Bailout tops $8 trillion

Even before Obama’s team gets started, the bailout package tops $8.7 trillion in taxpayer commitments for loans, guarantees, and other goodies for businesses and distressed homeowners.

This includes:

  • More than $1.5 trillion in Federal Deposit Insurance Corp. loan guarantees, including a $139 billion assist to the lending arm of General Electric Corp.;
  • $1.8 trillion in cash, tax breaks, and loan guarantees doled out from Treasury to taxpayers, financial institutions, and credit companies;
  • $300 billion for homeowners from the Federal Housing Authority;
  • $25 billion to auto companies from a program overseen by the Energy Department, which is separate from the bailout proposal that failed in the Senate; and
  • $5 trillion in new money, loan guarantees, and loosened lending requirements from the Federal Reserve Bank.

Asked how much taxpayers are on the hook for, Bianco Research President James Bianco said: “I just say you should use the word infinity, because nobody understands these numbers, and I would include the Treasury secretary and the chairman of the Fed.”

If you total in today’s dollars the cost of the New Deal ($500 billion), the Marshall Plan ($115.3 billion), and the Louisiana Purchase ($217 billion), and then add the race to the moon, the savings and loan crisis, the Korean War, the Iraq war, the Vietnam War, and assistance to NASA, you only get $3.92 trillion—not even half the taxpayers’ exposure today, Bianco states (Jeanne Cummings, Politico 12/16/08).

Nine rate cuts in 14 months and $1.4 trillion in emergency lending have failed to reverse the economic downturn. The Federal Reserve has stated that it will “employ all available tools to promote the resumption of sustainable economic growth.”

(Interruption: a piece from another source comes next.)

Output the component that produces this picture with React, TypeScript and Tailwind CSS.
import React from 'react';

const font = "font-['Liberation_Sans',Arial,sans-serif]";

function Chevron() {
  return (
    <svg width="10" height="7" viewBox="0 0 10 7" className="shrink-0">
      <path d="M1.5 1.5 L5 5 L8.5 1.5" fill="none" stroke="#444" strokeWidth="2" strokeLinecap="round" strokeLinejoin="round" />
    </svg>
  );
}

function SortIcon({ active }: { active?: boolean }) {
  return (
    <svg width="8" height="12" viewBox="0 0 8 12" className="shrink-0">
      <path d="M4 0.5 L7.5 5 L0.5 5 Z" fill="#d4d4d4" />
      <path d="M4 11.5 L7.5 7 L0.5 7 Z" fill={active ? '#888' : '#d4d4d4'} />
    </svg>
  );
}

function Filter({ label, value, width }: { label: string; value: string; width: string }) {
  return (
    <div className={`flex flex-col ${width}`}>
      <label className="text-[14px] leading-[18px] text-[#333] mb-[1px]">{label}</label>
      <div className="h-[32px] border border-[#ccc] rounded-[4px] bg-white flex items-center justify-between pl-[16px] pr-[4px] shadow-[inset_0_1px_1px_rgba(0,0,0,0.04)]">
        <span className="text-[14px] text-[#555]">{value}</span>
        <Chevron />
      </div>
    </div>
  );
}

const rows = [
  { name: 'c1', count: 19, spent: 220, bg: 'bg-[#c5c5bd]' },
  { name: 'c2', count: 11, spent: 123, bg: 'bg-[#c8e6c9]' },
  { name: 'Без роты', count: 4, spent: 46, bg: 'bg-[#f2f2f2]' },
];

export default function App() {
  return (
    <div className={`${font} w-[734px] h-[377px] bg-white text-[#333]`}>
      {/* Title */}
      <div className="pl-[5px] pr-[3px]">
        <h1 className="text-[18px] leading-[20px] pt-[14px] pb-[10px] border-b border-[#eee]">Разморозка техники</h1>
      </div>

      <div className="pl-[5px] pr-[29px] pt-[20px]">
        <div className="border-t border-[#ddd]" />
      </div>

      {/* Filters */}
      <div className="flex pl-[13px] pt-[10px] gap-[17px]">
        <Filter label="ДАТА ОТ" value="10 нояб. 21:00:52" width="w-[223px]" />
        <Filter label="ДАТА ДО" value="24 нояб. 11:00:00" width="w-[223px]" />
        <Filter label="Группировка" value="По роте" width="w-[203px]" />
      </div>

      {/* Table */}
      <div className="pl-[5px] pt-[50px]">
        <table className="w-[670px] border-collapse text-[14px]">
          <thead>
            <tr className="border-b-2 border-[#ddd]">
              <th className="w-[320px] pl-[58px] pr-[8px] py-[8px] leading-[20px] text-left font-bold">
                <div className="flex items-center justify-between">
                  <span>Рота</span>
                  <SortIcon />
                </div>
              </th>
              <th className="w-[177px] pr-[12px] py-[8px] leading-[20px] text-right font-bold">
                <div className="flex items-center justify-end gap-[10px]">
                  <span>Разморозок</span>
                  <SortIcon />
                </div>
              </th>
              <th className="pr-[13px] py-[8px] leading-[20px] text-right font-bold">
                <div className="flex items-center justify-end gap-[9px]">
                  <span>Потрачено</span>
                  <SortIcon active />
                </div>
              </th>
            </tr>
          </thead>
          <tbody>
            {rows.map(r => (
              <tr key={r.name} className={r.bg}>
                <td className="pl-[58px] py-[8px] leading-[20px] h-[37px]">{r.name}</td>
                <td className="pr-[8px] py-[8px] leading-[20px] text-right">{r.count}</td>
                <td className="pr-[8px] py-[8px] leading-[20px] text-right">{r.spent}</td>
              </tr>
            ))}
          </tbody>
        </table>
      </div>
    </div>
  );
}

“The Fed is sending a message that it will print money to an unlimited extent until it starts to see the economy expanding,” stated William Poole, former president of the St. Louis Fed.

Fed chairman Ben Bernanke said he may use less conventional policies, such as buying Treasury securities, because his room to lower the main U.S. rate from its current 1% is “obviously limited” (Scott Lanman and Craig Torres, Bloomberg.com 12/16/08).

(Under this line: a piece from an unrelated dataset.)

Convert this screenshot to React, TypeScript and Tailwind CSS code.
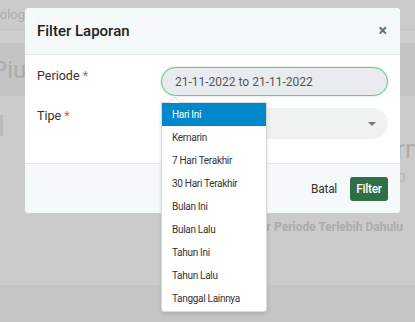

It is rumored that the Fed might sell bonds. Issuing interest-bearing debt would amount to the Fed re-financing the liability side of its balance sheet, explains Michael Rozeff, converting short-term debt (bank reserves) into long-term debt (its own bonds). “This deters the banking system from using all those reserves in an inflationary manner” (LewRockwell.com 12/16/08).